Melatonin, Sleep, and Mental Health

The purpose of this research study is to see if melatonin improves sleep and the sleep-wake patterns (also known as circadian rhythm) in children, teenagers, and young adults (ages 11-30) with at-risk symptoms. Melatonin is naturally produced in the brain and controls sleep-wake patterns. At-risk symptoms can be feeling like you do not want to do be around other people as much, difficulties with focus, and having beliefs that most people around you don’t have. At-risk symptoms can also be experiences like having jumbled up thoughts, your mind playing tricks on you, or seeing or hearing things that are not there. To see if melatonin changes sleep in youth with at-risk symptoms, we are giving some youth with at-risk symptoms a melatonin pill and some a placebo (a pill without any medication in it) for 6 months.

CTX and Idiopathic Bilateral Cataracts in Pediatric Patients

CTX is typically a highly progressive disease, with case reports of symptoms that first appear at any time from birth through adulthood and then worsen over time. Because idiopathic bilateral cataracts occur at an early age in many children with CTX, biomarker testing of these children presents an opportunity for diagnosing children with CTX. Eligible participants will be asked to give a small blood sample and urine sample, and may have genetic testing done to see if they have the gene for CTX. This study will take place on 1 visit for approximately 30 minutes.
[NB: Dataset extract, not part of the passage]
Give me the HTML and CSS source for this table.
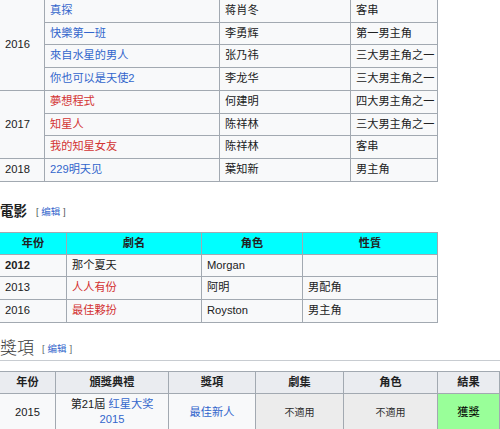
FILE: index.html
```html
<!DOCTYPE html>
<html lang="zh">
<head>
<meta charset="utf-8">
<title>作品</title>
<link rel="stylesheet" href="styles.css">
</head>
<body>
<table class="wt tv">
  <colgroup><col class="c1"><col class="c2"><col class="c3"><col class="c4"></colgroup>
  <tbody>
    <tr><td rowspan="4">2016</td><td><a class="blue">真探</a></td><td>蒋肖冬</td><td>客串</td></tr>
    <tr><td><a class="blue">快樂第一班</a></td><td>李勇辉</td><td>第一男主角</td></tr>
    <tr><td><a class="blue">來自水星的男人</a></td><td>张乃祎</td><td>三大男主角之一</td></tr>
    <tr><td><a class="blue">你也可以是天使2</a></td><td>李龙华</td><td>三大男主角之一</td></tr>
    <tr><td rowspan="3">2017</td><td><a class="red">夢想程式</a></td><td>何建明</td><td>四大男主角之一</td></tr>
    <tr><td><a class="red">知星人</a></td><td>陈祥林</td><td>三大男主角之一</td></tr>
    <tr><td><a class="red">我的知星女友</a></td><td>陈祥林</td><td>客串</td></tr>
    <tr><td>2018</td><td><a class="blue">229明天见</a></td><td>葉知新</td><td>男主角</td></tr>
  </tbody>
</table>

<h3 class="h3">電影<span class="edit">[ <a class="blue">编辑</a> ]</span></h3>

<table class="wt film">
  <colgroup><col class="f1"><col class="f2"><col class="f3"><col class="f4"></colgroup>
  <thead>
    <tr><th>年份</th><th>劇名</th><th>角色</th><th>性質</th></tr>
  </thead>
  <tbody>
    <tr><td><b>2012</b></td><td>那个夏天</td><td>Morgan</td><td></td></tr>
    <tr><td>2013</td><td><a class="red">人人有份</a></td><td>阿明</td><td>男配角</td></tr>
    <tr><td>2016</td><td><a class="red">最佳夥扮</a></td><td>Royston</td><td>男主角</td></tr>
  </tbody>
</table>

<h2 class="h2">獎項<span class="edit">[ <a class="blue">编辑</a> ]</span></h2>

<table class="wt awards">
  <colgroup><col class="a1"><col class="a2"><col class="a3"><col class="a4"><col class="a5"><col class="a6"></colgroup>
  <thead>
    <tr><th>年份</th><th>頒獎典禮</th><th>獎項</th><th>劇集</th><th>角色</th><th>結果</th></tr>
  </thead>
  <tbody>
    <tr><td>2015</td><td>第21屆 <a class="blue">红星大奖<br>2015</a></td><td><a class="blue">最佳新人</a></td><td class="na">不適用</td><td class="na">不適用</td><td class="won">獲獎</td></tr>
  </tbody>
</table>
</body>
</html>
```
FILE: styles.css
```css
html, body {
  margin: 0;
  padding: 0;
  background: #ffffff;
}
body {
  font-family: "Liberation Sans", "Noto Sans CJK SC", sans-serif;
  font-size: 11.2px;
  color: #202122;
  overflow: hidden;
}
a { text-decoration: none; cursor: pointer; }
.blue { color: #3366cc; }
.red { color: #d33333; }

.wt {
  border-collapse: collapse;
  table-layout: fixed;
  background: #f8f9fa;
  margin-left: -1px;
}
.wt td, .wt th {
  border: 1px solid #a2a9b1;
  padding: 3px 5px;
  line-height: 15.7px;
  text-align: left;
  vertical-align: middle;
  white-space: nowrap;
  overflow: hidden;
}
.wt th {
  font-weight: bold;
  text-align: center;
}

.tv { width: 438px; margin-top: -1px; }
.c1 { width: 45px; }
.c2 { width: 175px; }
.c3 { width: 131px; }
.c4 { width: 87px; }

.h3 {
  margin: 20px 0 10px 0;
  font-size: 13.5px;
  line-height: 20px;
  font-weight: bold;
  color: #202122;
  font-family: "Liberation Sans", "Noto Sans CJK SC", sans-serif;
}
.edit {
  font-size: 9.5px;
  font-weight: normal;
  color: #54595d;
  margin-left: 9px;
  vertical-align: 1px;
}
.h2 .edit { margin-left: 8px; vertical-align: 2px; }

.film { width: 438px; }
.film th { background: #00ffff; line-height: 15px; }
.f1 { width: 67px; }
.f2 { width: 135px; }
.f3 { width: 101px; }
.f4 { width: 135px; }

.h2 {
  margin: 16px 0 10px 0;
  padding-bottom: 1px;
  font-family: "Liberation Serif", "Noto Sans CJK SC", serif;
  font-size: 17px;
  font-weight: 300;
  line-height: 20px;
  color: #3a3a3a;
  border-bottom: 1px solid #c8ccd1;
}

.awards { width: 500px; }
.awards th { background: #eaecf0; line-height: 15px; }
.awards td { text-align: center; white-space: normal; }
.awards td.na { background: #ececec; color: #2c2c2c; font-size: 10px; }
.awards td.won { background: #99ff99; color: #000; }
.a1 { width: 56px; }
.a2 { width: 113px; }
.a3 { width: 87px; }
.a4 { width: 88px; }
.a5 { width: 94px; }
.a6 { width: 62px; }
```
Optimizing vancomycin therapy in children

Vancomycin is a commonly administered antibiotic in critically ill children, but it can have unwanted side effects on the kidney (acute kidney injury). There are currently no effective methods to prevent development of acute kidney injury during vancomycin therapy. This study will collect blood and urine samples from children in the CHOP pediatric intensive care unit being prescribed vancomycin in an effort to describe how vancomycin behaves in the blood of critically ill children and to understand the relationship between new tests of kidney injury and function, called biomarkers, and the amount of vancomycin in the body. We hope this study will ultimately help improve the safety and efficacy of intravenous vancomycin administration in children by allowing us to develop an approach to provide personalized vancomycin dosing in critically ill children.

Comorbidity of Autism and Epilepsy

Dr. William Gaetz. has partnered with pediatric neurologist, Dr. Eric Marsh and neuropsychologist, Dr. Lisa Blaskey to better understand Epilepsy in children who have an Autism Spectrum Disorder (ASD). This study will use a non-invasive brain scanning technology as well as cognitive testing results to understand brain differences in children with Autism and Epilepsy. We hope that the information we get from this study will help children in the future who have ASD. For this research to be successful we need to work with male children with a diagnosis of ASD or ASD and Epilepsy who are 8 to 17 years of age. Families will be reimbursed for their time and have an opportunity to discus their child's cognitive testing results with our neuropsychologist post testing. Please contact our study staff at MEGstudies@email.chop.edu for more information.

Study of Breathing During Sleep in Infants with Micrognathia and healthy infants

This study seeks to understand why some babies born with a small jaw (micrognathia) have sleep apnea and/or trouble growing and others do not. By enrolling healthy babies, we hope to get a better understanding of how infants breathe during sleep and grow over the first months of life. This observational study involves two study visits that each include an overnight sleep study and some other non-invasive tests.